Launching the pact, Federal Minister for the Environment Sussan Ley said: “With food waste costing the economy roughly $36 billion a year, we need collaboration between business and government without the threat of regulation.
“Australian Food Pact creates that space for businesses to come together, to work through their food waste issues and to collaborate up and down the supply chain.”
SFWA will work with signatories on initiatives including sustainable product design and sourcing, supply chain optimisation, projects to influence business and consumer behaviours and increasing opportunities for food rescue and donation.
SFWA CEO Dr Steven Lapidge said the pact was one of the biggest and most tangible projects in working towards the federal government’s goal of halving food waste by 2030.
“The Australian Food Pact represents a major step forward in our bid to reduce food waste. It is a local, national, and global challenge. Australians waste 7.6 million tonnes of food each year, equivalent to more than 300kg of wasted food per person per year,” Lapidge said.
Simplot Australia was the first organisation to sign up to the Australian Food Pact.
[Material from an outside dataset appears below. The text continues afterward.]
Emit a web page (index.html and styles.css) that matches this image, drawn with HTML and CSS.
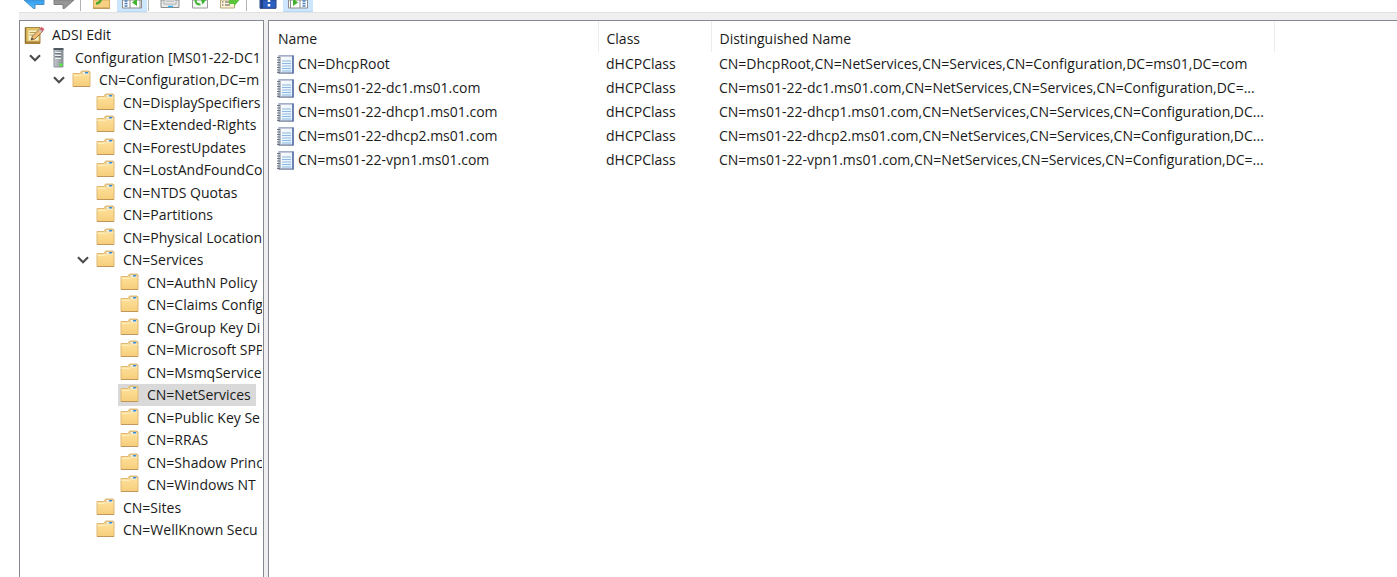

Managing director Graham Dugdale says the company strongly aligns and identifies with the Australian Food Pact’s goal and mission.
“We were inspired to be the first signatory, because it will give organisations like ours the opportunity to reduce food waste while collaborating with industry experts and like-minded organisations to improve Australian agricultural and food manufacturing productivity and practices,” Dugdale said.
Barthel likened the current food waste crisis as worsening in the middle of a perfect storm, in which demand for food and energy is expected to increase by 50 per cent and water by 30 per cent by 2030.
“If you imagine the amount of food wasted globally, it is a one and a quarter Australia, or China. That is how much land we’re using to produce food that is wasted,” he said.
The Australian Food and Grocery Council (AFGC) is a supporting partner in SFWA and welcomed the launch. AFGC CEO Tanya Barden said: “The Australian Food Pact represents a whole-of-supply-chain determination to reduce food waste and in the process make the nation’s food production and retail systems even more innovative and sustainable.”
Voluntary food pact agreements have been highly effective overseas. The UK’s Courtauld Commitment, spearheaded by Barthel, was rolled out in three stages spanning 10 years. It achieved a 28 per cent reduction in avoidable food waste, saved $12 billion for businesses and consumers, and removed 11 million tonnes CO2 equivalent emissions.”
UK environmental charity Waste and Resources Action Programme (WRAP) is also a founding partner. Its international director Dr Richard Swannell said the pact was also a crucial step in fighting climate change.
“Food loss and waste is responsible for eight to 10 per cent of global greenhouse gas emissions, and if it was a country would be the third largest emitter in the world.
“What Australia has started today will not only benefit its citizens and businesses, but the environment as a whole. I am delighted that WRAP was able to work with partners in Australia to develop this exciting initiative and we look forward to helping deliver its ambitious goals,” Swannell said.